Nor does Parmenides look for a classification of the different beings inhabiting the universe. He wants to identify an abstract relationship between nous and phusis. He looks for the conditions under which the world is thinkable. He speaks of the abstract principle of being, not of the categories of things and living beings that one might observe in the empirical world. His philosophical heritage is consequently much closer to the Aristotelian idea of metaphysics as a “thinking of thinking” (Lloyd 2012: 14)—a way to study the intelligible forms of the world, as they are continually thought by God’s thinking—than to subsequent theories concerning the nature of the matter, like, for instance, Epicurean atomism.
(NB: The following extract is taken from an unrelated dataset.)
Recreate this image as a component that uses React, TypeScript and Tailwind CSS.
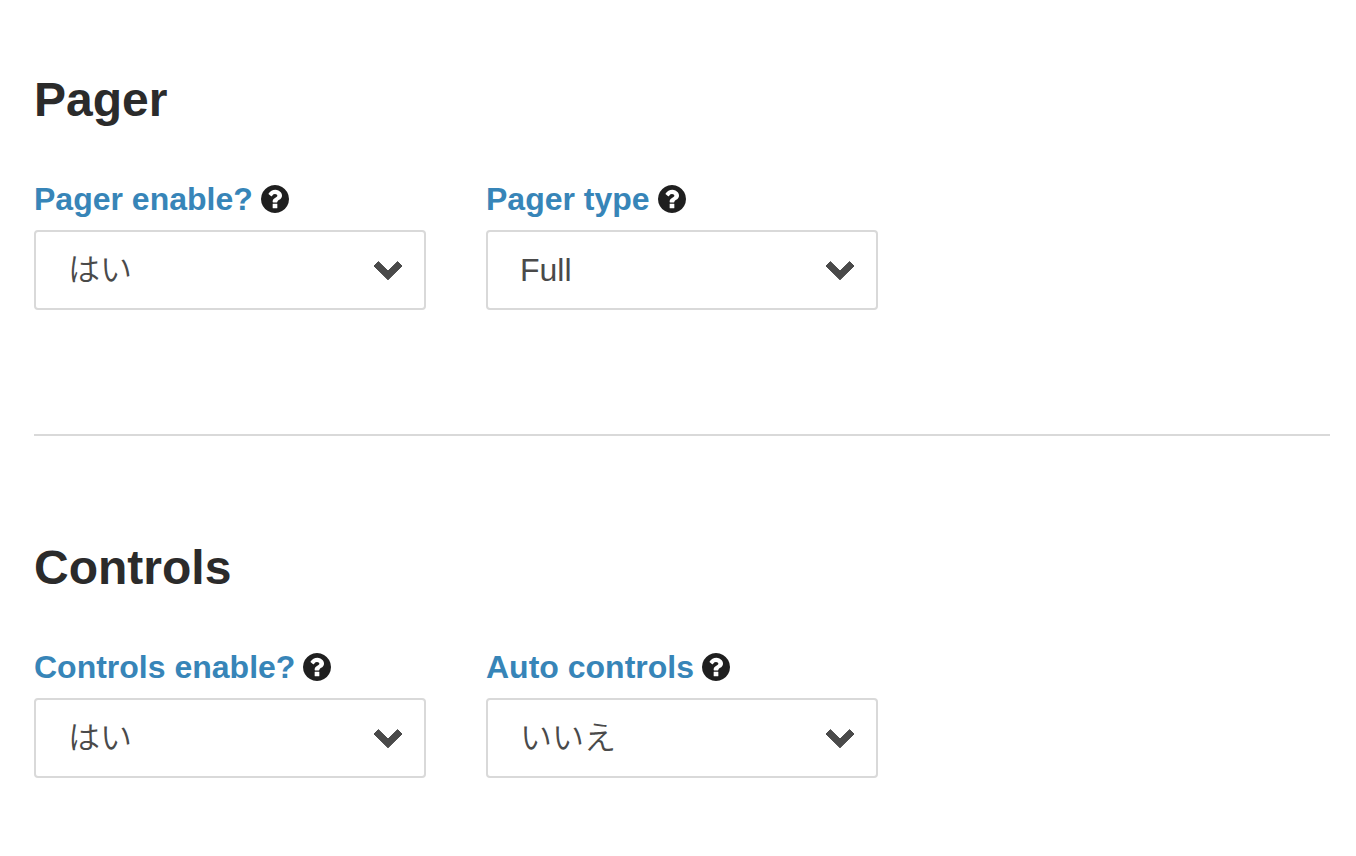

This approach generates another crucial difference between Parmenides and the others Presocratic thinkers. Because “it is the same thing that can be thought and can be” (Lloyd 1979: 69) his perspective generates a systematic theorizing, both about the foundation of reality and about the principles of thought. It is important to remember that, in philosophy (from Plato to Kant and beyond) only a theory about invisible principles, developed following the method of systematic deduction, like Parmenides deductive argument, deserves the name of “ontology.” A classification of the categories of different beings, following for instance the distinctions between animate/inanimate, human/animal, male/female (which is often understood as “ontological” by anthropologists) technically does not make for an “ontology.” In the works of Aristotle, for instance, the study of these forms of knowledge belongs to the Parva Naturalia, not to the doctrine of Being, which is the object of metaphysics.

Actually, one might object that this conceptual distinction only concerns the history of Greek (and subsequent Western) philosophy. Why should we anthropologists (working, for instance, in Melanesia, Amazonia, or Central America) bother about? Why should we not leave it to philosophers? After all, our task is the interpretation of ethnography, not the reconstruction of Presocratic tradition of thought. The short answer could be: because, as Lévi-Strauss has repeatedly noted (cf., for instance, Lévi-Strauss 1998), philosophy is back in social anthropology, and we have already started to speak its language. To put it in a more detailed way, one might identify at least two reasons for taking this question seriously. One is that this distinction concerns the logical nature and the socio-logical conditions of the cosmologies we work on. To describe them as “ontologies” involves the risk of leaving their specific logical form unidentified. And the other is that this distinction also concerns the conceptual tools we use to think about them. So a comparative elucidation of the concept of cosmology is relevant not only to their way of thought, but also to ours, to the detailed study of cosmologies and to the epistemological status of social anthropology as a discipline.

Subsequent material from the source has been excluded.